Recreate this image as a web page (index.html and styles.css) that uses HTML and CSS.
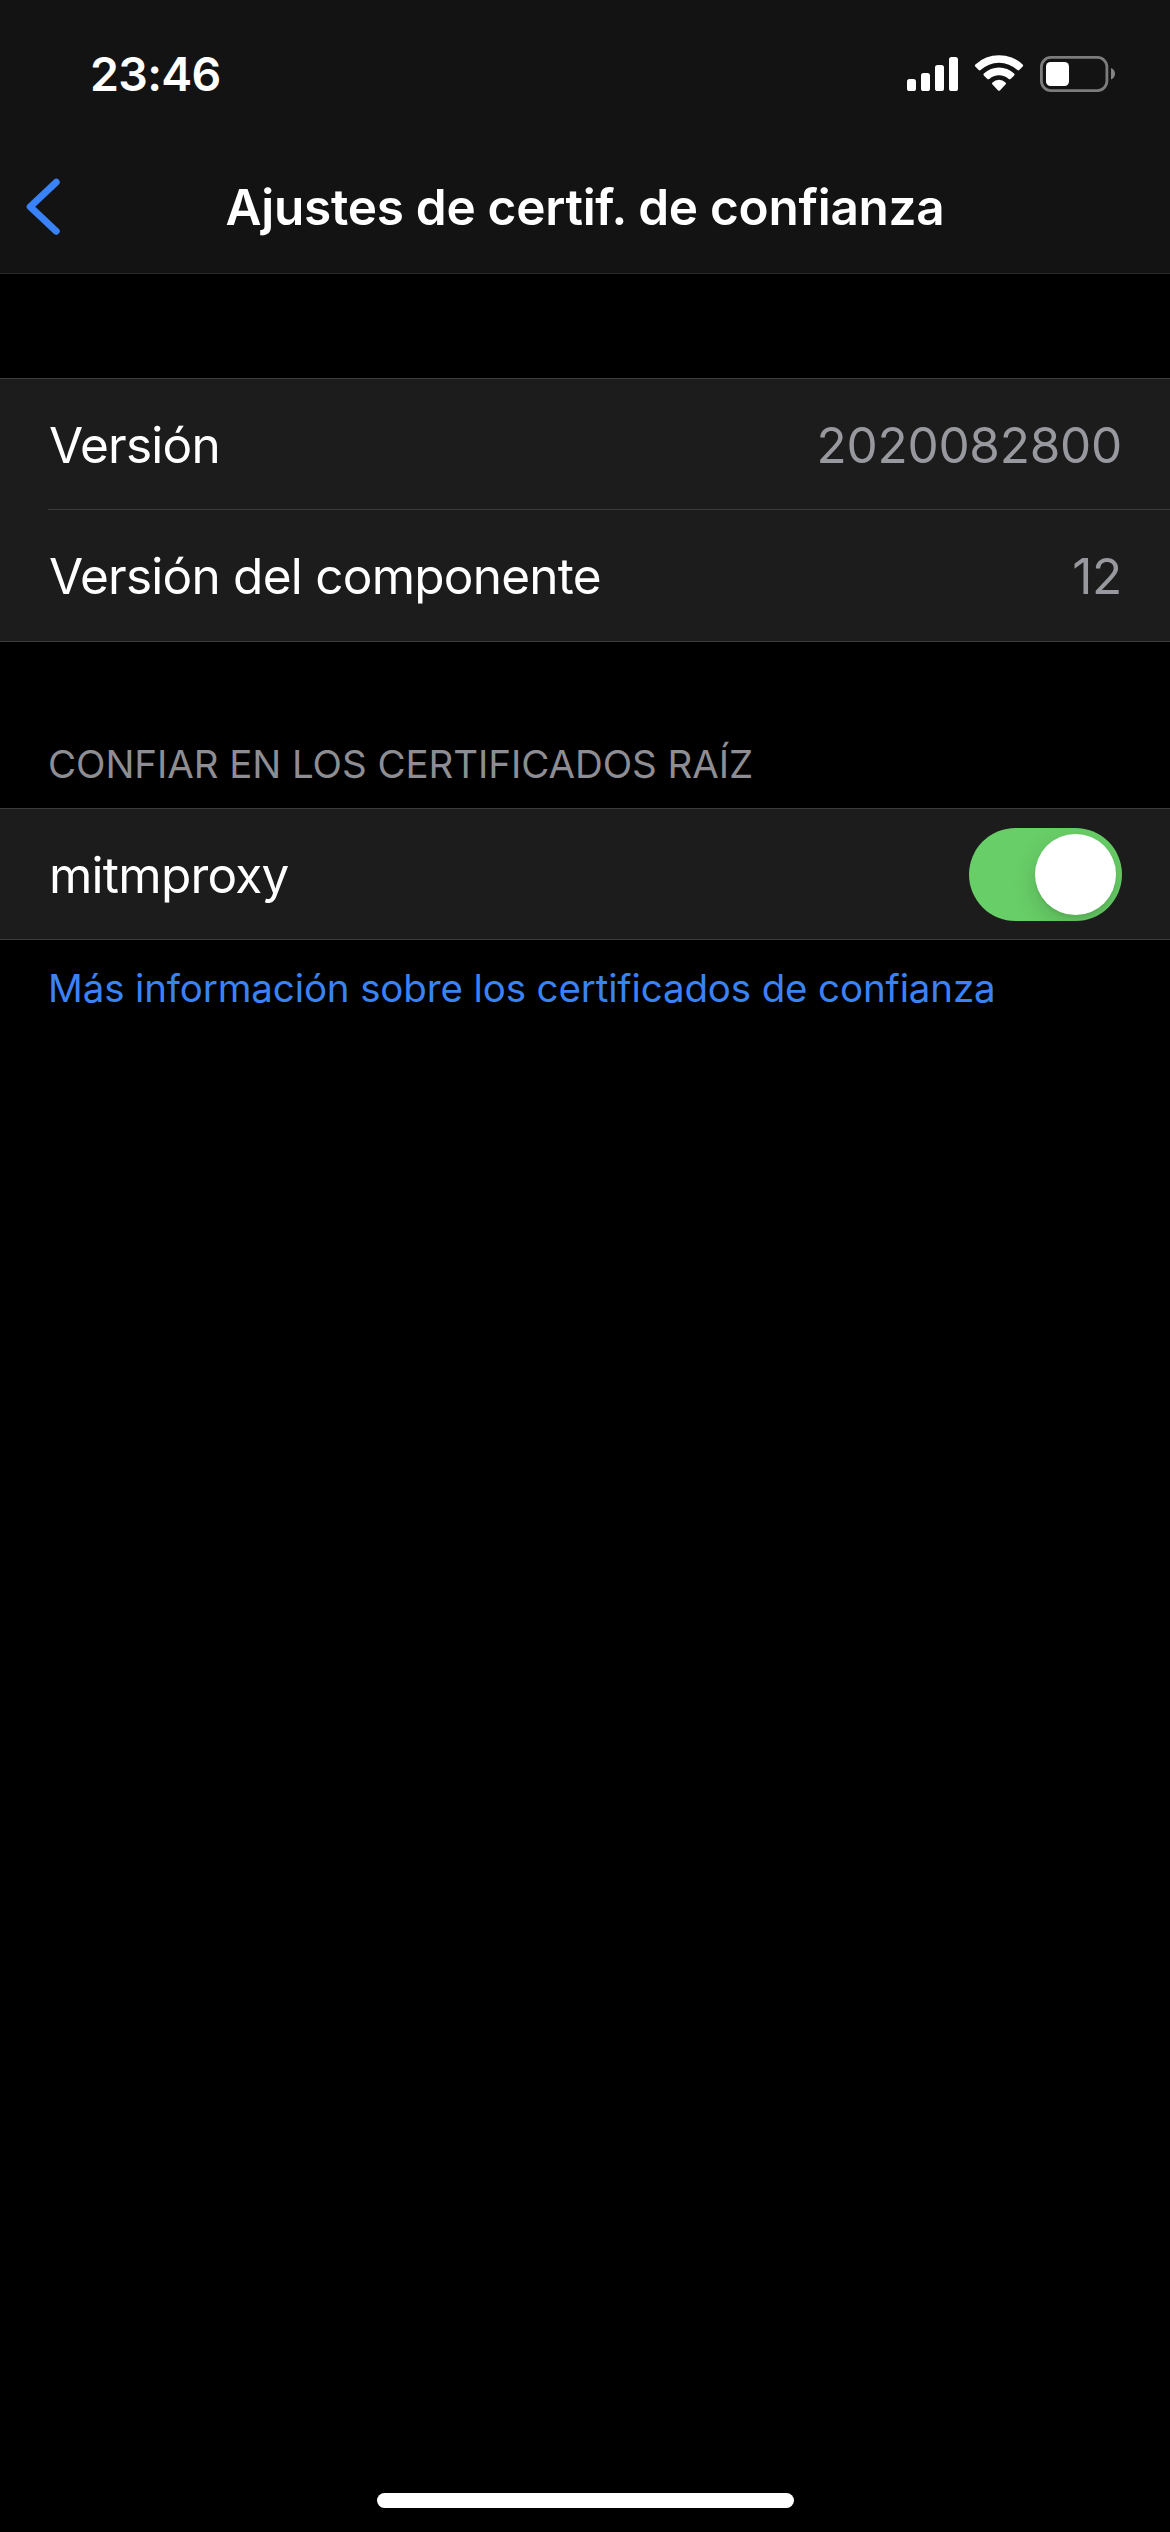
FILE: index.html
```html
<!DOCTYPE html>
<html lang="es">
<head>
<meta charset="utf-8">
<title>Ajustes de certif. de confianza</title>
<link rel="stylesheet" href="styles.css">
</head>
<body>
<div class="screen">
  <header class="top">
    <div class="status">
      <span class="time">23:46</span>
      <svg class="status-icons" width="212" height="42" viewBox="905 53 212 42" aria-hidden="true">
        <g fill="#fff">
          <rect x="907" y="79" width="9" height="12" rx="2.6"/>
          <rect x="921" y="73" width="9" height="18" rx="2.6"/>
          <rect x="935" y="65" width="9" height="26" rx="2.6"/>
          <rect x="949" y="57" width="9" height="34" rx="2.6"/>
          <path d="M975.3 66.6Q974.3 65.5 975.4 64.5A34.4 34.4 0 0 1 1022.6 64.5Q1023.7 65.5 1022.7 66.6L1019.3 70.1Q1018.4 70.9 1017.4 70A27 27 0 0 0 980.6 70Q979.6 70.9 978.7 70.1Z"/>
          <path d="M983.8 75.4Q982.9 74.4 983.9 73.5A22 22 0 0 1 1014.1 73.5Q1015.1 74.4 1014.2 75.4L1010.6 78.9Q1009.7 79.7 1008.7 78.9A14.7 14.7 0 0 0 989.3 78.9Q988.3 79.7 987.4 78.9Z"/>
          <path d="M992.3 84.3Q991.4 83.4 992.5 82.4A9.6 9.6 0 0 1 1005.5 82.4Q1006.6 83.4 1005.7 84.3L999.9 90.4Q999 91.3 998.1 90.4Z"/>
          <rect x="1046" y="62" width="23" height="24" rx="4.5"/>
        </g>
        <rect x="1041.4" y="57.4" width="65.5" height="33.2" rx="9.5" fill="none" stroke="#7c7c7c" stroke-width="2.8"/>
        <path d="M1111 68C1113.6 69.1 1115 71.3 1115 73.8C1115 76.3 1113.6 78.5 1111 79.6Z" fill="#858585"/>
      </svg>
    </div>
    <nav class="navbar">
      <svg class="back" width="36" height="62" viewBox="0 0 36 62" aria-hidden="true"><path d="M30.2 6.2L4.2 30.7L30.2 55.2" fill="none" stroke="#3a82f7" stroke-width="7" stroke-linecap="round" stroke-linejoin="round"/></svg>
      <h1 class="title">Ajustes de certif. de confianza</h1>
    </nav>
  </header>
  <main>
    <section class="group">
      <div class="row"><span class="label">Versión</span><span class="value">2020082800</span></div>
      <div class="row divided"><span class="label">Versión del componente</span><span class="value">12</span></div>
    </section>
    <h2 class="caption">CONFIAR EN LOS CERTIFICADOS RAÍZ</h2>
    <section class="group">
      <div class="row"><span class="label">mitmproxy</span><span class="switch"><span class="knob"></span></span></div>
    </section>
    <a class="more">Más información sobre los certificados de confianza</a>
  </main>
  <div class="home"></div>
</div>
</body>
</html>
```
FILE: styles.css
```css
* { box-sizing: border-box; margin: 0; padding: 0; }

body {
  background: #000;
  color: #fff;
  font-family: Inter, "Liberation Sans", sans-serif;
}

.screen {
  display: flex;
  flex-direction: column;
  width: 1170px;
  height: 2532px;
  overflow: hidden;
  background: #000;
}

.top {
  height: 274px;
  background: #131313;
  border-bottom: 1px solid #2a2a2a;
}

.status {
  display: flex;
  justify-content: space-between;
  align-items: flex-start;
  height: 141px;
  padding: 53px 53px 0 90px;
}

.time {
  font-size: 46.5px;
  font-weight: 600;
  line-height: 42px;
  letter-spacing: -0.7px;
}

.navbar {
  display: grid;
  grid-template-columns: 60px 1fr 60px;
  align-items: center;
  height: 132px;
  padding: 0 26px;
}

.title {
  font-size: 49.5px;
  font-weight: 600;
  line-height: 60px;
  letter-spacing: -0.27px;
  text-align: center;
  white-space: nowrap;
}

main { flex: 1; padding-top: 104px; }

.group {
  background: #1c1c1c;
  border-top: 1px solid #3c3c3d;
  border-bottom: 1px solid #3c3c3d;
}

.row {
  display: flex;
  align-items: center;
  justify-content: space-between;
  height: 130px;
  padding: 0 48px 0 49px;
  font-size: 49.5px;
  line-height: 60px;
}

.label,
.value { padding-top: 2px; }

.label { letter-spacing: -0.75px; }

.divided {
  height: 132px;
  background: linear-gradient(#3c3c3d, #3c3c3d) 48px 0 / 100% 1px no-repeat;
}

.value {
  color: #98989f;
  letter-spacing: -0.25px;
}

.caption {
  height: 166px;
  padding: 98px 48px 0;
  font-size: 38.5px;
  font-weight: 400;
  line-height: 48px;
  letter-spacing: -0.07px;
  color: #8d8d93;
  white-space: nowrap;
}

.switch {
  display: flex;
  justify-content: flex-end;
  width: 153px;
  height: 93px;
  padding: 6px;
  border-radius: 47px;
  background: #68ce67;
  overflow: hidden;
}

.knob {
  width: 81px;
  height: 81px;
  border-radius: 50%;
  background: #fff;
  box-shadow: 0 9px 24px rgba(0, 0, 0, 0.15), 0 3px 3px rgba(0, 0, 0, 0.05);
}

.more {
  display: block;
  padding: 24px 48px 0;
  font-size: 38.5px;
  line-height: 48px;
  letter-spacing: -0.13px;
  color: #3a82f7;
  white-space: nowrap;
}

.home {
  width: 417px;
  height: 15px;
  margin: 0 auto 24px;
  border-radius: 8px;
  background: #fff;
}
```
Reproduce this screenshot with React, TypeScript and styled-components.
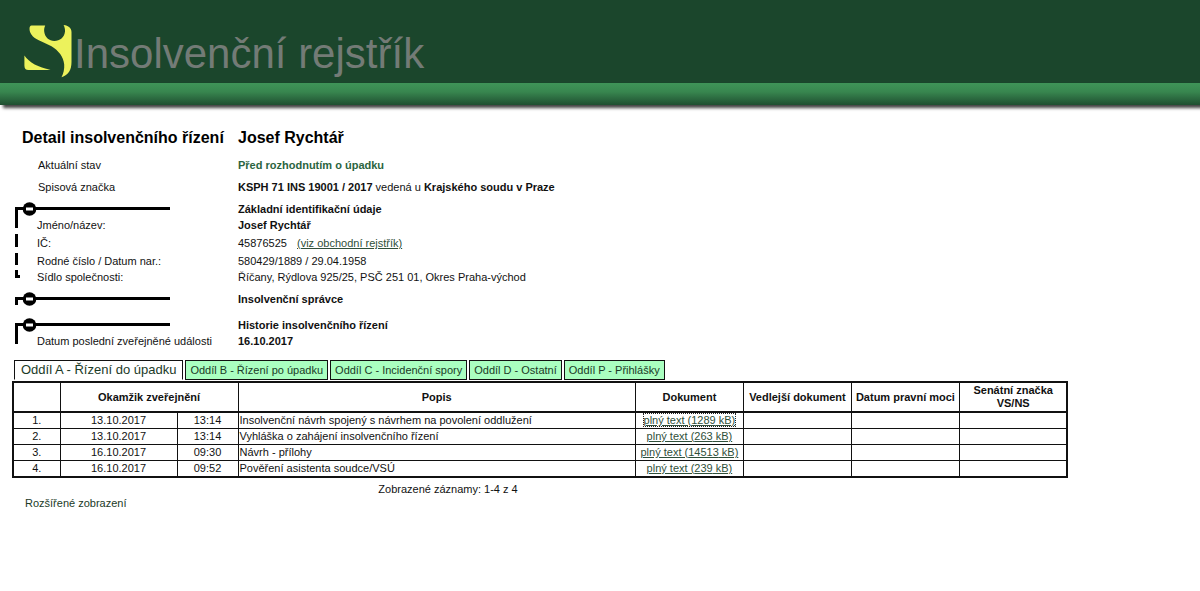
────────────────────
**Stated task**
Repeat the listing verbatim. Skip the pictures.

**Result for this task**
Recreate this image as a web page (index.html and styles.css) that uses HTML and CSS.
FILE: index.html
```html
<!DOCTYPE html>
<html lang="es">
<head>
<meta charset="utf-8">
<title>Ajustes de certif. de confianza</title>
<link rel="stylesheet" href="styles.css">
</head>
<body>
<div class="screen">
  <header class="top">
    <div class="status">
      <span class="time">23:46</span>
      <svg class="status-icons" width="212" height="42" viewBox="905 53 212 42" aria-hidden="true">
        <g fill="#fff">
          <rect x="907" y="79" width="9" height="12" rx="2.6"/>
          <rect x="921" y="73" width="9" height="18" rx="2.6"/>
          <rect x="935" y="65" width="9" height="26" rx="2.6"/>
          <rect x="949" y="57" width="9" height="34" rx="2.6"/>
          <path d="M975.3 66.6Q974.3 65.5 975.4 64.5A34.4 34.4 0 0 1 1022.6 64.5Q1023.7 65.5 1022.7 66.6L1019.3 70.1Q1018.4 70.9 1017.4 70A27 27 0 0 0 980.6 70Q979.6 70.9 978.7 70.1Z"/>
          <path d="M983.8 75.4Q982.9 74.4 983.9 73.5A22 22 0 0 1 1014.1 73.5Q1015.1 74.4 1014.2 75.4L1010.6 78.9Q1009.7 79.7 1008.7 78.9A14.7 14.7 0 0 0 989.3 78.9Q988.3 79.7 987.4 78.9Z"/>
          <path d="M992.3 84.3Q991.4 83.4 992.5 82.4A9.6 9.6 0 0 1 1005.5 82.4Q1006.6 83.4 1005.7 84.3L999.9 90.4Q999 91.3 998.1 90.4Z"/>
          <rect x="1046" y="62" width="23" height="24" rx="4.5"/>
        </g>
        <rect x="1041.4" y="57.4" width="65.5" height="33.2" rx="9.5" fill="none" stroke="#7c7c7c" stroke-width="2.8"/>
        <path d="M1111 68C1113.6 69.1 1115 71.3 1115 73.8C1115 76.3 1113.6 78.5 1111 79.6Z" fill="#858585"/>
      </svg>
    </div>
    <nav class="navbar">
      <svg class="back" width="36" height="62" viewBox="0 0 36 62" aria-hidden="true"><path d="M30.2 6.2L4.2 30.7L30.2 55.2" fill="none" stroke="#3a82f7" stroke-width="7" stroke-linecap="round" stroke-linejoin="round"/></svg>
      <h1 class="title">Ajustes de certif. de confianza</h1>
    </nav>
  </header>
  <main>
    <section class="group">
      <div class="row"><span class="label">Versión</span><span class="value">2020082800</span></div>
      <div class="row divided"><span class="label">Versión del componente</span><span class="value">12</span></div>
    </section>
    <h2 class="caption">CONFIAR EN LOS CERTIFICADOS RAÍZ</h2>
    <section class="group">
      <div class="row"><span class="label">mitmproxy</span><span class="switch"><span class="knob"></span></span></div>
    </section>
    <a class="more">Más información sobre los certificados de confianza</a>
  </main>
  <div class="home"></div>
</div>
</body>
</html>
```
FILE: styles.css
```css
* { box-sizing: border-box; margin: 0; padding: 0; }

body {
  background: #000;
  color: #fff;
  font-family: Inter, "Liberation Sans", sans-serif;
}

.screen {
  display: flex;
  flex-direction: column;
  width: 1170px;
  height: 2532px;
  overflow: hidden;
  background: #000;
}

.top {
  height: 274px;
  background: #131313;
  border-bottom: 1px solid #2a2a2a;
}

.status {
  display: flex;
  justify-content: space-between;
  align-items: flex-start;
  height: 141px;
  padding: 53px 53px 0 90px;
}

.time {
  font-size: 46.5px;
  font-weight: 600;
  line-height: 42px;
  letter-spacing: -0.7px;
}

.navbar {
  display: grid;
  grid-template-columns: 60px 1fr 60px;
  align-items: center;
  height: 132px;
  padding: 0 26px;
}

.title {
  font-size: 49.5px;
  font-weight: 600;
  line-height: 60px;
  letter-spacing: -0.27px;
  text-align: center;
  white-space: nowrap;
}

main { flex: 1; padding-top: 104px; }

.group {
  background: #1c1c1c;
  border-top: 1px solid #3c3c3d;
  border-bottom: 1px solid #3c3c3d;
}

.row {
  display: flex;
  align-items: center;
  justify-content: space-between;
  height: 130px;
  padding: 0 48px 0 49px;
  font-size: 49.5px;
  line-height: 60px;
}

.label,
.value { padding-top: 2px; }

.label { letter-spacing: -0.75px; }

.divided {
  height: 132px;
  background: linear-gradient(#3c3c3d, #3c3c3d) 48px 0 / 100% 1px no-repeat;
}

.value {
  color: #98989f;
  letter-spacing: -0.25px;
}

.caption {
  height: 166px;
  padding: 98px 48px 0;
  font-size: 38.5px;
  font-weight: 400;
  line-height: 48px;
  letter-spacing: -0.07px;
  color: #8d8d93;
  white-space: nowrap;
}

.switch {
  display: flex;
  justify-content: flex-end;
  width: 153px;
  height: 93px;
  padding: 6px;
  border-radius: 47px;
  background: #68ce67;
  overflow: hidden;
}

.knob {
  width: 81px;
  height: 81px;
  border-radius: 50%;
  background: #fff;
  box-shadow: 0 9px 24px rgba(0, 0, 0, 0.15), 0 3px 3px rgba(0, 0, 0, 0.05);
}

.more {
  display: block;
  padding: 24px 48px 0;
  font-size: 38.5px;
  line-height: 48px;
  letter-spacing: -0.13px;
  color: #3a82f7;
  white-space: nowrap;
}

.home {
  width: 417px;
  height: 15px;
  margin: 0 auto 24px;
  border-radius: 8px;
  background: #fff;
}
```
Reproduce this screenshot with React, TypeScript and styled-components.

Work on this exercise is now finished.